EEOC to Employers: Better Policies Can Prevent Workplace Sexual Harassment

Punctuated by the very public October 2017 downfall of Harvey Weinstein, dozens of employers in a wide variety of industries have faced a media storm of negative publicity due to allegations of workplace sexual harassment.

At the same time, the Equal Employment Opportunity Commission recently published a new guidance document, “Promising Practices for Preventing Harassment,” which provides a host of practices employers can adopt to avoid misconduct. Based in part on the EEOC’s recommendations, we have provided our top suggestions for employers:

1. Establish Robust Anti-Harassment Policies and Internal-Complaint Procedures:

Anti-harassment policies should, at a minimum:

  1. Describe prohibited conduct;
  2. Encourage employees to report conduct they believe may constitute harassment;
  3. Prohibit retaliation against employees who make such reports; and
  4. Notify employees that engaging in any prohibited behavior may be grounds for discipline, up to and including termination.

2. Establish and Publicize Internal-Compliant Procedures

Employers must detail their procedures for receiving and investigating internal complaints including anti-retaliation policies. The procedures should designate specific individuals responsible for receiving and investigating reports of suspected harassment. The investigators should conduct a thorough assessment of all complaints including meeting with the complainant and the accused during the course of the investigation. At the conclusion, the investigators should also strategically share necessary information with the complainant and the accused. Most importantly, complainants must be free from retaliation for a complaint, even if the complaint does not lead to disciplinary action. Management should educate the complainant and accused that even the simplest changes in conduct – name-calling, speaking negatively, and even avoiding the complainant – could be interpreted as a form of prohibited retaliation.

3. Engage with Corporate Leadership to Ensure Accountability at All Levels  

Nothing speaks louder than having the full, genuine support of corporate leadership. Impress upon supervisors that effective management includes responsibility to the employees they oversee.  Consider having the company’s President or CEO circulate a letter to all employees, highlighting the importance of workplace conduct and attaching a copy of the company’s anti-harassment policy.

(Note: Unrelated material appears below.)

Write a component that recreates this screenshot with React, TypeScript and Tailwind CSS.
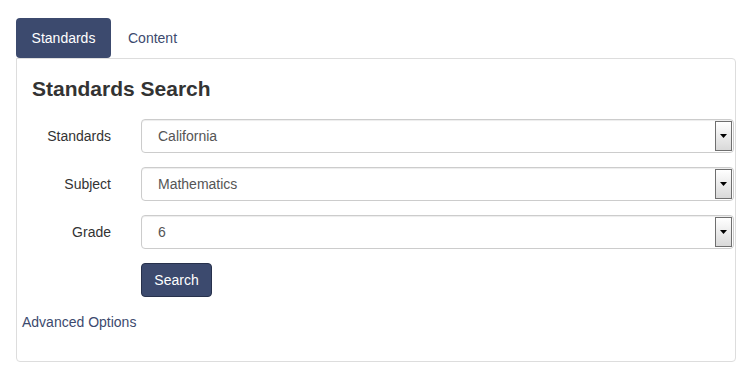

4. Mandate Trainings to Communicate Employee Rights and Responsibilities, and Effective Management Intervention Techniques:  

Mandatory trainings must involve and include all levels of management. These trainings should include both a review of internal company procedures and generally accepted methods of preventing or halting harassment, such as bystander intervention training. This will help prepare managers to consider harassment in real-life situations.
The Office Holiday Party
Office holiday parties are known for being breeding grounds for potential misconduct. Employers should take steps to prevent any unwelcome behavior at workplace-sponsored events, such as:

  1. Designate several managers as “party chaperones,” with explicit instructions to remain sober and keep an eye on the festivities and any particularly frisky and/or unruly guests.  (Please note that if you designate any non-exempt employees as “party chaperones,” time spent pursuant to this assignment may be considered “time actually worked” for payroll purposes.)
  2. Instruct the venue’s bartender to be mindful of guests’ alcohol consumption, and to stop serving any guests who seem like they are intoxicated.
  3. Send an e-mail before the party to remind all employees that you want them to have a fun and safe evening, and encourage employees to approach the “party chaperones” if they feel unsafe or need assistance throughout the evening.  Include a reminder in the party invitations that “all office policies, including the code of conduct and disciplinary policies, apply in full effect during the holiday party.”
  4. Circulate a memo to company leadership, to remind the leaders of their responsibility to exemplify model behavior on behalf of the company.

Ultimately, it is up to each employer to remember that the legal obligation to protect employees from workplace sexual harassment fully extends to the holiday party, even when the party occurs off-premises. Best practices requires diligent review and updating of policies and practices to ensure a workplace secure from exposure to concerns of harassment.